Everything works, when SSL is disabled (not setting SSLContextFactory). But as soon as I set the Factory, the nodes can still find, but can't communicate with each other.
The metrics log looks fine, 2 nodes as expected:
Metrics for local node (to disable set 'metricsLogFrequency' to 0)
^-- Node [id=41687971, name=igniteCluster, uptime=00:54:00:302]
^-- H/N/C [hosts=2, nodes=2, CPUs=4]
^-- CPU [cur=33.5%, avg=36.96%, GC=0%]
^-- Heap [used=193MB, free=85.51%, comm=627MB]
^-- Non heap [used=125MB, free=-1%, comm=127MB]
^-- Public thread pool [active=0, idle=2, qSize=0]
^-- System thread pool [active=0, idle=7, qSize=0]
^-- Outbound messages queue [size=0]
What i can see so far is, that Ignite is trying to connect on a port - which fails, increments that port and tries again.
2017-05-02T08:15:35,154 [] [] [grid-nio-worker-tcp-comm-1-#18%igniteCluster%] WARN org.apache.ignite.spi.communication.tcp.TcpCommunicationSpi [warning():104] [] - Communication SPI session write timed out (consider increasing 'socketWriteTimeout' configuration property) [remoteAddr=/10.30.0.106:53603, writeTimeout=2000] 2017-05-02T08:15:39,192 [] [] [grid-nio-worker-tcp-comm-2-#19%igniteCluster%] WARN org.apache.ignite.spi.communication.tcp.TcpCommunicationSpi [warning():104] [] - Communication SPI session write timed out (consider increasing 'socketWriteTimeout' configuration property) [remoteAddr=/10.30.0.106:53604, writeTimeout=2000]
I don't know what port that is. I have restarted all nodes several times and it looks like it is starting at a random port between 30000 and 50000.
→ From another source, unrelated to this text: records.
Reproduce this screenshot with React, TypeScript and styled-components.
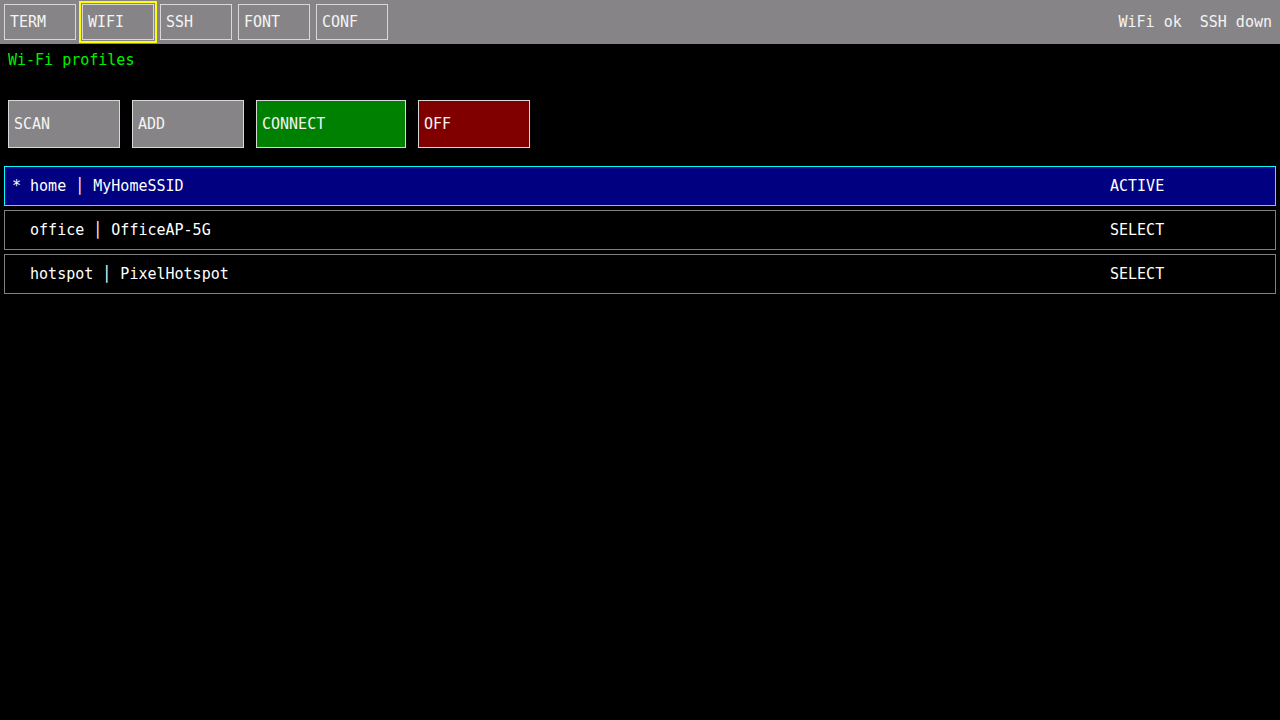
import styled, { createGlobalStyle } from "styled-components";

type Profile = { name: string; ssid: string; active: boolean };

const profiles: Profile[] = [
  { name: "home", ssid: "MyHomeSSID", active: true },
  { name: "office", ssid: "OfficeAP-5G", active: false },
  { name: "hotspot", ssid: "PixelHotspot", active: false },
];

const tabs = ["TERM", "WIFI", "SSH", "FONT", "CONF"];

const GlobalStyle = createGlobalStyle`
  html, body {
    margin: 0;
    background: #000;
    color: #fff;
    font-family: "DejaVu Sans Mono", "Liberation Mono", monospace;
    font-size: 15px;
  }
  * { box-sizing: border-box; }
`;

const Screen = styled.div`
  width: 1280px;
  height: 720px;
  background: #000;
  overflow: hidden;
`;

const TopBar = styled.div`
  height: 44px;
  background: #868486;
  display: flex;
  align-items: center;
  padding: 0 8px 0 4px;
`;

const Tabs = styled.div`
  display: flex;
  gap: 6px;
`;

const Tab = styled.div<{ $current?: boolean }>`
  width: 72px;
  height: 36px;
  border: 1px solid #d8d8d8;
  padding-left: 5px;
  display: flex;
  align-items: center;
  color: #f4f4f4;
  outline: ${({ $current }) => ($current ? "2px solid #ffff00" : "none")};
  outline-offset: 1px;
`;

const Status = styled.div`
  margin-left: auto;
  display: flex;
  gap: 18px;
  color: #f4f4f4;
`;

const Body = styled.div`
  padding: 4px 4px 0;
`;

const Heading = styled.div`
  color: #00f000;
  padding: 3px 4px 0;
  height: 48px;
`;

const Actions = styled.div`
  display: flex;
  gap: 12px;
  padding: 4px 4px 0;
`;

const Action = styled.div<{ $bg: string; $w: number }>`
  width: ${({ $w }) => $w}px;
  height: 48px;
  background: ${({ $bg }) => $bg};
  border: 1px solid #d8d8d8;
  padding-left: 5px;
  display: flex;
  align-items: center;
  color: #f4f4f4;
`;

const List = styled.div`
  margin-top: 18px;
  display: flex;
  flex-direction: column;
  gap: 4px;
`;

const Row = styled.div<{ $active: boolean }>`
  height: 40px;
  display: grid;
  grid-template-columns: 1fr 158px;
  align-items: center;
  padding: 0 7px 1px;
  background: ${({ $active }) => ($active ? "#000080" : "#000")};
  border: 1px solid ${({ $active }) => ($active ? "#00ffff" : "#808080")};
  color: #fff;
  white-space: pre;
`;

const App = () => (
  <Screen>
    <GlobalStyle />
    <TopBar>
      <Tabs>
        {tabs.map((t) => (
          <Tab key={t} $current={t === "WIFI"}>
            {t}
          </Tab>
        ))}
      </Tabs>
      <Status>
        <span>WiFi ok</span>
        <span>SSH down</span>
      </Status>
    </TopBar>
    <Body>
      <Heading>Wi-Fi profiles</Heading>
      <Actions>
        <Action $bg="#868486" $w={112}>SCAN</Action>
        <Action $bg="#868486" $w={112}>ADD</Action>
        <Action $bg="#008000" $w={150}>CONNECT</Action>
        <Action $bg="#800000" $w={112}>OFF</Action>
      </Actions>
      <List>
        {profiles.map((p) => (
          <Row key={p.name} $active={p.active}>
            <span>{`${p.active ? "*" : " "} ${p.name} │ ${p.ssid}`}</span>
            <span>{p.active ? "ACTIVE" : "SELECT"}</span>
          </Row>
        ))}
      </List>
    </Body>
  </Screen>
);

export default App;
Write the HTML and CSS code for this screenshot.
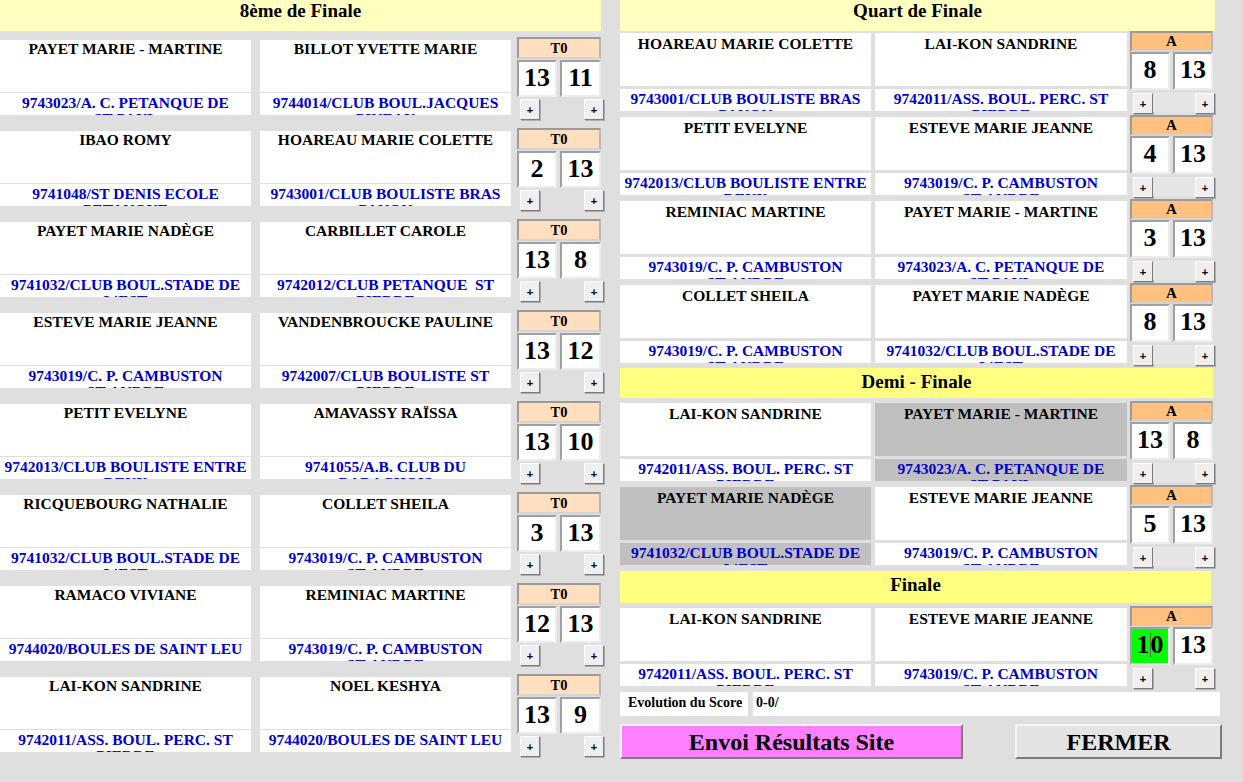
FILE: index.html
```html
<!DOCTYPE html>
<html lang="fr">
<head>
<meta charset="utf-8">
<title>Tableau</title>
<link rel="stylesheet" href="styles.css">
</head>
<body>
<div class="page">
  <div class="col-left">
    <div class="head head-8">8ème de Finale</div>

    <div class="match">
      <div class="player p1"><div class="name">PAYET MARIE - MARTINE</div><div class="club">9743023/A. C. PETANQUE DE ST&nbsp;PAUL</div></div>
      <div class="player p2"><div class="name">BILLOT YVETTE MARIE</div><div class="club">9744014/CLUB BOUL.JACQUES PINEAU</div></div>
      <div class="score"><div class="round">T0</div><div class="cells"><div class="cell">13</div><div class="cell c2">11</div></div><div class="btns"><button class="plus">+</button><button class="plus">+</button></div></div>
    </div>

    <div class="match">
      <div class="player p1"><div class="name">IBAO ROMY</div><div class="club">9741048/ST DENIS ECOLE PETANQUE</div></div>
      <div class="player p2"><div class="name">HOAREAU MARIE COLETTE</div><div class="club">9743001/CLUB BOULISTE BRAS PANON</div></div>
      <div class="score"><div class="round">T0</div><div class="cells"><div class="cell">2</div><div class="cell c2">13</div></div><div class="btns"><button class="plus">+</button><button class="plus">+</button></div></div>
    </div>

    <div class="match">
      <div class="player p1"><div class="name">PAYET MARIE NADÈGE</div><div class="club">9741032/CLUB BOUL.STADE DE L'EST</div></div>
      <div class="player p2"><div class="name">CARBILLET CAROLE</div><div class="club">9742012/CLUB PETANQUE &nbsp;ST PIERRE</div></div>
      <div class="score"><div class="round">T0</div><div class="cells"><div class="cell">13</div><div class="cell c2">8</div></div><div class="btns"><button class="plus">+</button><button class="plus">+</button></div></div>
    </div>

    <div class="match">
      <div class="player p1"><div class="name">ESTEVE MARIE JEANNE</div><div class="club">9743019/C. P. CAMBUSTON ST&nbsp;ANDRE</div></div>
      <div class="player p2"><div class="name">VANDENBROUCKE PAULINE</div><div class="club">9742007/CLUB BOULISTE ST PIERRE</div></div>
      <div class="score"><div class="round">T0</div><div class="cells"><div class="cell">13</div><div class="cell c2">12</div></div><div class="btns"><button class="plus">+</button><button class="plus">+</button></div></div>
    </div>

    <div class="match">
      <div class="player p1"><div class="name">PETIT EVELYNE</div><div class="club">9742013/CLUB BOULISTE ENTRE DEUX</div></div>
      <div class="player p2"><div class="name">AMAVASSY RAÏSSA</div><div class="club">9741055/A.B. CLUB DU BARACHOIS</div></div>
      <div class="score"><div class="round">T0</div><div class="cells"><div class="cell">13</div><div class="cell c2">10</div></div><div class="btns"><button class="plus">+</button><button class="plus">+</button></div></div>
    </div>

    <div class="match">
      <div class="player p1"><div class="name">RICQUEBOURG NATHALIE</div><div class="club">9741032/CLUB BOUL.STADE DE L'EST</div></div>
      <div class="player p2"><div class="name">COLLET SHEILA</div><div class="club">9743019/C. P. CAMBUSTON ST&nbsp;ANDRE</div></div>
      <div class="score"><div class="round">T0</div><div class="cells"><div class="cell">3</div><div class="cell c2">13</div></div><div class="btns"><button class="plus">+</button><button class="plus">+</button></div></div>
    </div>

    <div class="match">
      <div class="player p1"><div class="name">RAMACO VIVIANE</div><div class="club">9744020/BOULES DE SAINT LEU</div></div>
      <div class="player p2"><div class="name">REMINIAC MARTINE</div><div class="club">9743019/C. P. CAMBUSTON ST&nbsp;ANDRE</div></div>
      <div class="score"><div class="round">T0</div><div class="cells"><div class="cell">12</div><div class="cell c2">13</div></div><div class="btns"><button class="plus">+</button><button class="plus">+</button></div></div>
    </div>

    <div class="match">
      <div class="player p1"><div class="name">LAI-KON SANDRINE</div><div class="club">9742011/ASS. BOUL. PERC. ST PIERRE</div></div>
      <div class="player p2"><div class="name">NOEL KESHYA</div><div class="club">9744020/BOULES DE SAINT LEU</div></div>
      <div class="score"><div class="round">T0</div><div class="cells"><div class="cell">13</div><div class="cell c2">9</div></div><div class="btns"><button class="plus">+</button><button class="plus">+</button></div></div>
    </div>
  </div>

  <div class="col-right">
    <div class="head head-q">Quart de Finale</div>

    <div class="match">
      <div class="player p1"><div class="name">HOAREAU MARIE COLETTE</div><div class="club">9743001/CLUB BOULISTE BRAS PANON</div></div>
      <div class="player p2"><div class="name">LAI-KON SANDRINE</div><div class="club">9742011/ASS. BOUL. PERC. ST PIERRE</div></div>
      <div class="score"><div class="round">A</div><div class="cells"><div class="cell">8</div><div class="cell c2">13</div></div><div class="btns"><button class="plus">+</button><span class="strip"></span><button class="plus">+</button></div></div>
    </div>

    <div class="match">
      <div class="player p1"><div class="name">PETIT EVELYNE</div><div class="club">9742013/CLUB BOULISTE ENTRE DEUX</div></div>
      <div class="player p2"><div class="name">ESTEVE MARIE JEANNE</div><div class="club">9743019/C. P. CAMBUSTON ST&nbsp;ANDRE</div></div>
      <div class="score"><div class="round">A</div><div class="cells"><div class="cell">4</div><div class="cell c2">13</div></div><div class="btns"><button class="plus">+</button><span class="strip"></span><button class="plus">+</button></div></div>
    </div>

    <div class="match">
      <div class="player p1"><div class="name">REMINIAC MARTINE</div><div class="club">9743019/C. P. CAMBUSTON ST&nbsp;ANDRE</div></div>
      <div class="player p2"><div class="name">PAYET MARIE - MARTINE</div><div class="club">9743023/A. C. PETANQUE DE ST&nbsp;PAUL</div></div>
      <div class="score"><div class="round">A</div><div class="cells"><div class="cell">3</div><div class="cell c2">13</div></div><div class="btns"><button class="plus">+</button><span class="strip"></span><button class="plus">+</button></div></div>
    </div>

    <div class="match">
      <div class="player p1"><div class="name">COLLET SHEILA</div><div class="club">9743019/C. P. CAMBUSTON ST&nbsp;ANDRE</div></div>
      <div class="player p2"><div class="name">PAYET MARIE NADÈGE</div><div class="club">9741032/CLUB BOUL.STADE DE L'EST</div></div>
      <div class="score"><div class="round">A</div><div class="cells"><div class="cell">8</div><div class="cell c2">13</div></div><div class="btns"><button class="plus">+</button><span class="strip"></span><button class="plus">+</button></div></div>
    </div>

    <div class="head head-d">Demi - Finale</div>

    <div class="match">
      <div class="player p1"><div class="name">LAI-KON SANDRINE</div><div class="club">9742011/ASS. BOUL. PERC. ST PIERRE</div></div>
      <div class="player p2 lost"><div class="name">PAYET MARIE - MARTINE</div><div class="club">9743023/A. C. PETANQUE DE ST&nbsp;PAUL</div></div>
      <div class="score"><div class="round">A</div><div class="cells"><div class="cell">13</div><div class="cell c2">8</div></div><div class="btns"><button class="plus">+</button><span class="strip"></span><button class="plus">+</button></div></div>
    </div>

    <div class="match">
      <div class="player p1 lost"><div class="name">PAYET MARIE NADÈGE</div><div class="club">9741032/CLUB BOUL.STADE DE L'EST</div></div>
      <div class="player p2"><div class="name">ESTEVE MARIE JEANNE</div><div class="club">9743019/C. P. CAMBUSTON ST&nbsp;ANDRE</div></div>
      <div class="score"><div class="round">A</div><div class="cells"><div class="cell">5</div><div class="cell c2">13</div></div><div class="btns"><button class="plus">+</button><span class="strip"></span><button class="plus">+</button></div></div>
    </div>

    <div class="head head-f">Finale</div>

    <div class="match final">
      <div class="player p1"><div class="name">LAI-KON SANDRINE</div><div class="club">9742011/ASS. BOUL. PERC. ST PIERRE</div></div>
      <div class="player p2"><div class="name">ESTEVE MARIE JEANNE</div><div class="club">9743019/C. P. CAMBUSTON ST&nbsp;ANDRE</div></div>
      <div class="score"><div class="round">A</div><div class="cells"><div class="cell green">1<span class="caret"></span>0</div><div class="cell c2">13</div></div><div class="btns"><button class="plus">+</button><button class="plus">+</button></div></div>
    </div>

    <div class="evo">
      <div class="evo-label">Evolution du Score</div>
      <div class="evo-value">0-0/</div>
    </div>

    <div class="actions">
      <button class="btn btn-send">Envoi Résultats Site</button>
      <button class="btn btn-close">FERMER</button>
    </div>
  </div>
</div>
</body>
</html>
```

FILE: styles.css
```css
html, body {
  margin: 0;
  padding: 0;
}
body {
  background: #dfdfdf;
  font-family: "Liberation Serif", "Times New Roman", serif;
  color: #000;
  width: 1243px;
  height: 782px;
  overflow: hidden;
}
.page {
  display: flex;
  align-items: flex-start;
}
.col-left {
  width: 604px;
}
.col-right {
  width: 604px;
  margin-left: 16px;
}

/* section headers */
.head {
  font-weight: bold;
  font-size: 19px;
  text-align: center;
  box-sizing: border-box;
}
.head-8 {
  width: 601px;
  height: 31px;
  line-height: 22px;
  background: #ffffc0;
  margin-bottom: 6px;
}
.head-q {
  width: 595px;
  height: 31px;
  line-height: 22px;
  background: #ffffc0;
  margin-bottom: 1px;
}
.head-d {
  width: 593px;
  height: 30px;
  line-height: 27px;
  background: #ffff80;
  margin-bottom: 4px;
}
.head-f {
  width: 591px;
  height: 32px;
  line-height: 27px;
  background: #ffff80;
  margin-top: 1px;
  margin-bottom: 4px;
}

/* match rows */
.match {
  display: flex;
  align-items: flex-start;
}
.col-left .match {
  height: 91px;
}
.col-right .match {
  height: 84px;
}
.player {
  width: 251px;
  display: flex;
  flex-direction: column;
}
.col-left .player {
  margin-top: 3px;
}
.col-left .p1 { margin-right: 9px; }
.col-left .p2 { margin-right: 6px; }
.col-right .player {
  margin-top: 1px;
}
.col-right .p1 { margin-right: 4px; }
.col-right .p2 { width: 252px; margin-right: 3px; }

.name, .club {
  background: #fff;
  text-align: center;
  font-weight: bold;
  font-size: 15.5px;
  line-height: 16px;
  box-sizing: border-box;
  overflow: hidden;
}
.name {
  height: 52px;
  padding-top: 1px;
}
.club {
  color: #0000cc;
  height: 22px;
  margin-top: 1px;
  padding-top: 1.5px;
  line-height: 16px;
}
.col-right .name {
  height: 53px;
  padding-top: 3px;
}
.col-right .club {
  height: 22px;
  margin-top: 3px;
  padding-top: 1.5px;
}
.lost .name, .lost .club {
  background: #c0c0c0;
}

/* score block */
.score {
  width: 87px;
}
.col-right .score {
  width: 85px;
}
.round {
  width: 84px;
  height: 22px;
  box-sizing: border-box;
  border: 2px solid;
  border-color: #9a9a9a #b8b8b8 #d4d4d4 #9a9a9a;
  background: #ffdfbf;
  font-weight: bold;
  font-size: 14.5px;
  line-height: 18px;
  text-align: center;
}
.col-right .round {
  width: 83px;
  height: 21px;
  line-height: 17px;
  font-size: 15px;
  background: #ffc080;
  margin-top: -1px;
}
.cells {
  display: flex;
  justify-content: space-between;
  width: 84px;
  margin-top: 1px;
}
.col-right .cells {
  width: 83px;
  margin-top: 0;
}
.cell {
  width: 40px;
  height: 37px;
  box-sizing: border-box;
  border: 2px solid;
  border-color: #a0a0a0 #ececec #ececec #a0a0a0;
  background: #fff;
  font-weight: bold;
  font-size: 26px;
  line-height: 31px;
  text-align: center;
}
.cell.c2 {
  width: 41px;
}
.col-right .cell {
  height: 38px;
  width: 40px;
  line-height: 32px;
}
.cell.green {
  background: #00ff00;
}
.caret {
  display: inline-block;
  width: 1px;
  height: 24px;
  background: #666;
  vertical-align: -4px;
}
.btns {
  display: flex;
  justify-content: space-between;
  align-items: flex-start;
  margin-top: 2px;
  padding-left: 3px;
}
.col-right .btns {
  margin-top: 3px;
}
.strip {
  flex: 1;
  height: 19px;
  background: #e6e6e6;
}
.plus {
  -webkit-appearance: none;
  appearance: none;
  width: 20px;
  height: 21px;
  margin: 0;
  padding: 0;
  box-sizing: border-box;
  background: #efefef;
  border: 1px solid;
  border-color: #ffffff #7a7a7a #7a7a7a #ffffff;
  box-shadow: 1px 1px 0 #b0b0b0;
  font-family: "Liberation Sans", Arial, sans-serif;
  font-size: 11px;
  font-weight: bold;
  line-height: 18px;
  color: #000;
  text-align: center;
}

/* score evolution */
.evo {
  display: flex;
  margin-top: 1px;
  height: 24px;
}
.evo-label {
  width: 128px;
  background: #fff;
  font-weight: bold;
  font-size: 14px;
  line-height: 21px;
  padding-left: 8px;
  box-sizing: border-box;
  margin-right: 5px;
  white-space: nowrap;
}
.evo-value {
  width: 467px;
  background: #fff;
  font-weight: bold;
  font-size: 14px;
  line-height: 21px;
  padding-left: 3px;
  box-sizing: border-box;
}

/* action buttons */
.actions {
  display: flex;
  justify-content: space-between;
  width: 602px;
  margin-top: 8px;
}
.btn {
  -webkit-appearance: none;
  appearance: none;
  height: 35px;
  margin: 0;
  padding: 0;
  box-sizing: border-box;
  border: 2px solid;
  border-color: #f4f4f4 #7c7c7c #7c7c7c #f4f4f4;
  font-family: "Liberation Serif", "Times New Roman", serif;
  font-weight: bold;
  font-size: 24px;
  line-height: 30px;
  color: #000;
  text-align: center;
}
.btn-send {
  width: 343px;
  background: #ff80ff;
}
.btn-close {
  width: 207px;
  background: #e4e4e4;
}
```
My final questions are: What am I missing here? Why does my SSL connection not work?
Regards
I have increased the timeout, as Valentin suggested. Still have problems with my cluster.
2017-05-03T12:19:29,429 [] [] [localhost-startStop-1] WARN org.apache.ignite.internal.processors.cache.GridCachePartitionExchangeManager [warning():104] [] - Failed to wait for initial partition map exchange. Possible reasons are:
^-- Transactions in deadlock.
^-- Long running transactions (ignore if this is the case).
^-- Unreleased explicit locks.
I get these log messages on the node which tries to connect to the cluster.